TASK OBJECTIVE: Search the material below for the string "index" and list each line that holds it.

start RECORDED DATA

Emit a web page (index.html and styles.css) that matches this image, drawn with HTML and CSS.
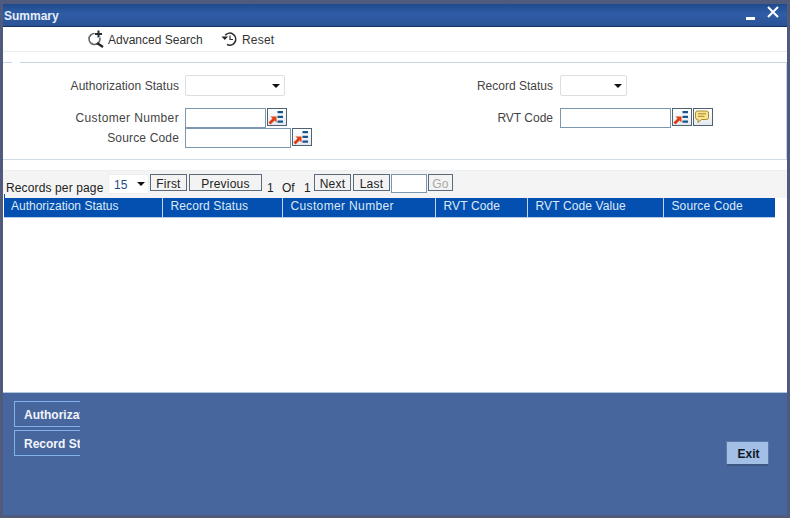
FILE: index.html
```html
<!DOCTYPE html>
<html lang="en">
<head>
<meta charset="utf-8">
<title>Summary</title>
<link rel="stylesheet" href="styles.css">
</head>
<body>
<svg class="defs" width="0" height="0" aria-hidden="true">
  <symbol id="lov" viewBox="0 0 20 18">
    <path d="M2.5 15.5 L7.5 10.5" stroke="#dd3a12" stroke-width="2.8" fill="none"/>
    <path d="M3.5 8.5 H9.5 V14.5 Z" fill="#e2400f"/>
    <path d="M10.5 3h5.5v2.2h-5.5zM10.5 7.8h5.5v2.2h-5.5zM10.5 12.6h5.5v2.2h-5.5z" fill="#17558f"/>
  </symbol>
</svg>
<main class="window">
  <header class="titlebar">
    <h1 class="title">Summary</h1>
    <div class="winctl">
      <span class="minimize"></span>
      <svg class="close" width="12" height="12" viewBox="0 0 12 12"><path d="M1 1 L11 11 M11 1 L1 11" stroke="#fff" stroke-width="2" fill="none"/></svg>
    </div>
  </header>
  <nav class="toolbar">
    <a class="tool tool-search">
      <svg width="17" height="18" viewBox="0 0 17 18"><circle cx="7.5" cy="9" r="5.5" fill="none" stroke="#666" stroke-width="1.6"/><path d="M10 13 L16 17" stroke="#222" stroke-width="2.2"/><path d="M11.5 0v8M7.5 4h8" stroke="#fff" stroke-width="4"/><path d="M11.5 0.5v7M8 4h7" stroke="#2b2b2b" stroke-width="2"/></svg>
      <span class="tool-text">Advanced Search</span>
    </a>
    <a class="tool tool-reset">
      <svg width="17" height="16" viewBox="0 0 17 16"><path d="M4.2 4.2 A6 6 0 1 1 6 13.6" fill="none" stroke="#333" stroke-width="1.7"/><path d="M0.5 5.5 H7 L3.8 9 Z" fill="#222"/><path d="M9 4.5 V8.5 H12" fill="none" stroke="#333" stroke-width="1.2"/></svg>
      <span class="tool-text">Reset</span>
    </a>
  </nav>
  <section class="criteria">
    <span class="notch"></span>
    <div class="col col-left">
      <div class="row row-select">
        <label class="lbl lbl-auth">Authorization Status</label>
        <span class="select select-auth"><i class="caret"></i></span>
      </div>
      <div class="row row-first">
        <label class="lbl lbl-wide">Customer Number</label>
        <span class="input input-cust"></span>
        <button class="ico"><svg width="20" height="18"><use href="#lov"/></svg></button>
      </div>
      <div class="row">
        <label class="lbl lbl-mid">Source Code</label>
        <span class="input input-src"></span>
        <button class="ico"><svg width="20" height="18"><use href="#lov"/></svg></button>
      </div>
    </div>
    <div class="col col-right">
      <div class="row row-select">
        <label class="lbl lbl-r">Record Status</label>
        <span class="select select-rec"><i class="caret"></i></span>
      </div>
      <div class="row row-first">
        <label class="lbl lbl-r">RVT Code</label>
        <span class="input input-rvt"></span>
        <button class="ico"><svg width="20" height="18"><use href="#lov"/></svg></button>
        <button class="ico"><svg width="20" height="18" viewBox="0 0 20 18"><path d="M4.5 3 H13.5 Q15.5 3 15.5 5 V9.5 Q15.5 11.5 13.5 11.5 H8.5 L5 14.5 V11.5 H4.5 Q2.5 11.5 2.5 9.5 V5 Q2.5 3 4.5 3 Z" fill="#f8e592" stroke="#a88a2c"/><path d="M5 5.8h8M5 8.3h6.5" stroke="#a8842a"/></svg></button>
      </div>
    </div>
  </section>
  <section class="pager">
    <span class="rpp">Records per page</span>
    <span class="select select-page">15<i class="caret"></i></span>
    <button class="pg pg-first">First</button>
    <button class="pg pg-prev">Previous</button>
    <span class="num num-1">1</span>
    <span class="num num-of">Of</span>
    <span class="num num-2">1</span>
    <button class="pg pg-next">Next</button>
    <button class="pg pg-last">Last</button>
    <span class="input input-go"></span>
    <button class="pg pg-go">Go</button>
  </section>
  <section class="results">
    <table class="grid">
      <thead>
        <tr>
          <th class="c1">Authorization Status</th>
          <th class="c2">Record Status</th>
          <th class="c3">Customer Number</th>
          <th class="c4">RVT Code</th>
          <th class="c5">RVT Code Value</th>
          <th class="c6">Source Code</th>
        </tr>
      </thead>
    </table>
  </section>
  <footer class="footer">
    <div class="tabs">
      <span class="tab">Authorization Status</span>
      <span class="tab">Record Status</span>
    </div>
    <button class="exit">Exit</button>
  </footer>
</main>
</body>
</html>
```
FILE: styles.css
```css
* { box-sizing: border-box; }
html, body { margin: 0; height: 100%; }
body {
  width: 790px;
  height: 518px;
  overflow: hidden;
  background: #4f5a7c;
  padding: 4px 3px 3px;
  font-family: "Liberation Sans", Arial, sans-serif;
  font-size: 12px;
  color: #3a3a3a;
}
.defs { position: absolute; }
.window {
  height: 511px;
  display: flex;
  flex-direction: column;
  background: #fff;
}
.titlebar {
  height: 23px;
  flex: none;
  display: flex;
  justify-content: space-between;
  background: linear-gradient(#1f4a8c, #2f5da6 45%, #2a5296);
  border-bottom: 1px solid #16335f;
}
.title {
  margin: 0;
  padding: 5px 0 0 1px;
  font-size: 12px;
  line-height: 14px;
  font-weight: bold;
  color: #e8eef8;
}
.winctl { display: flex; padding: 2px 8px 0 0; }
.minimize { width: 9px; height: 3px; margin: 11px 12px 0 0; background: #fff; }
.close { display: block; margin-top: 0; }
.toolbar {
  height: 25px;
  flex: none;
  display: flex;
  align-items: center;
  padding-left: 84px;
  border-bottom: 1px solid #e9ecef;
}
.tool {
  display: flex;
  align-items: center;
  gap: 4px;
  color: #333;
  font-size: 12px;
}
.tool-text { padding-top: 2px; }
.tool-search { width: 134px; }
.tool-reset { letter-spacing: .2px; }
.toolbar svg { flex: none; }
.criteria {
  position: relative;
  height: 98px;
  flex: none;
  margin: 10px 0;
  display: flex;
  border-top: 1px solid #c8d4e0;
  border-bottom: 1px solid #d0dbe6;
  border-right: 1px solid #c8d4e0;
}
.notch { position: absolute; left: 9px; top: -1px; width: 8px; height: 1px; background: #fff; }
.col { padding-top: 12px; }
.col-left { width: 469px; }
.row { display: flex; align-items: center; height: 20px; }
.row-select { height: 21px; margin-bottom: 12px; }
.lbl { width: 176px; text-align: right; margin-right: 6px; color: #444; white-space: nowrap; }
.lbl-auth { letter-spacing: .05px; }
.lbl-wide { letter-spacing: .36px; }
.lbl-mid { letter-spacing: .16px; }
.lbl-r { width: 81px; margin-right: 7px; }
.select {
  position: relative;
  display: block;
  height: 21px;
  background: #fff;
  border: 1px solid #dcdfe2;
  border-radius: 2px;
}
.select-auth { width: 100px; }
.select-rec { width: 67px; }
.caret {
  position: absolute;
  right: 4px;
  top: 8px;
  border: 4px solid transparent;
  border-top: 4px solid #111;
  border-bottom: 0;
}
.input {
  display: block;
  height: 20px;
  background: #fff;
  border: 1px solid #7b98b0;
}
.input-cust { width: 81px; }
.input-src { width: 106px; }
.input-rvt { width: 111px; }
.ico {
  width: 20px;
  height: 18px;
  align-self: flex-start;
  margin: 0 0 0 1px;
  padding: 0;
  background: linear-gradient(#fff, #e4e9ef);
  border: 1px solid #4e6272;
  display: block;
}
.ico svg { display: block; margin: -1px; }
.pager {
  height: 28px;
  flex: none;
  display: flex;
  background: #f4f4f4;
  border-top: 1px solid #eceeef;
  padding-left: 3px;
  position: relative;
}
.pager::after {
  content: "";
  position: absolute;
  left: 1px;
  bottom: 0;
  width: 1px;
  height: 4px;
  background: #0350b0;
}
.rpp { color: #222; margin-top: 10px; width: 99px; line-height: 14px; letter-spacing: .13px; white-space: nowrap; }
.select-page {
  width: 41px;
  height: 20px;
  margin: 3px 1px 0 3px;
  padding: 2px 0 0 5px;
  font-size: 12px;
  line-height: 16px;
  color: #1d4a87;
  border-color: #eee;
}
.select-page .caret { top: 7px; right: 3px; }
.pg {
  height: 17px;
  margin: 3px 2px 0 0;
  padding: 3px 0 0;
  font: 12px/13px "Liberation Sans", Arial, sans-serif;
  letter-spacing: .2px;
  color: #222;
  background: #f3f3f3;
  border: 1px solid #5b6b7b;
  border-radius: 0;
}
.pg-first { width: 37px; }
.pg-prev { width: 73px; }
.pg-next { width: 37px; }
.pg-last { width: 37px; margin-right: 1px; }
.pg-go { width: 25px; color: #a8a8a8; margin-left: 1px; }
.num { margin-top: 10px; line-height: 14px; color: #222; }
.num-1 { margin-left: 3px; width: 15px; }
.num-of { width: 22px; }
.num-2 { width: 10px; }
.input-go { width: 36px; height: 19px; margin-top: 3px; }
.results { flex: 1; padding-left: 1px; }
.grid {
  width: 771px;
  border-collapse: collapse;
  table-layout: fixed;
  background: #0350b0;
  border-bottom: 1px solid #b7cbe5;
}
.grid th {
  height: 19px;
  padding: 0 0 3px 8px;
  font-size: 12px;
  line-height: 14px;
  font-weight: normal;
  text-align: left;
  color: #dfe9f7;
  letter-spacing: .12px;
  border-right: 1px solid #c5d4e8;
}
.grid th:last-child { border-right: 0; }
.grid .c1 { width: 158px; letter-spacing: 0; padding-left: 7px; }
.c2 { width: 120px; }
.grid .c3 { width: 153px; letter-spacing: .36px; }
.c4 { width: 92px; }
.c5 { width: 136px; }
.footer {
  height: 123px;
  flex: none;
  display: flex;
  justify-content: space-between;
  background: #48669e;
  border-top: 1px solid #b0c4de;
  padding: 8px 18px 0 11px;
}
.tabs { display: flex; flex-direction: column; gap: 3px; }
.tab {
  display: block;
  width: 66px;
  height: 26px;
  overflow: hidden;
  white-space: nowrap;
  padding: 6px 0 0 9px;
  font-weight: bold;
  line-height: 14px;
  color: #f2f6fc;
  border: 1px solid #7fb2ea;
  border-right: 0;
}
.exit {
  width: 43px;
  height: 25px;
  margin-top: 40px;
  padding: 2px 0 0 2px;
  background: #a3bfe6;
  border: 1px solid #5d79a8;
  border-bottom: 2px solid #3f5682;
  font: bold 12px "Liberation Sans", Arial, sans-serif;
  color: #101826;
}
```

end RECORDED DATA

THE ANSWER:
Emit a web page (index.html and styles.css) that matches this image, drawn with HTML and CSS.
FILE: index.html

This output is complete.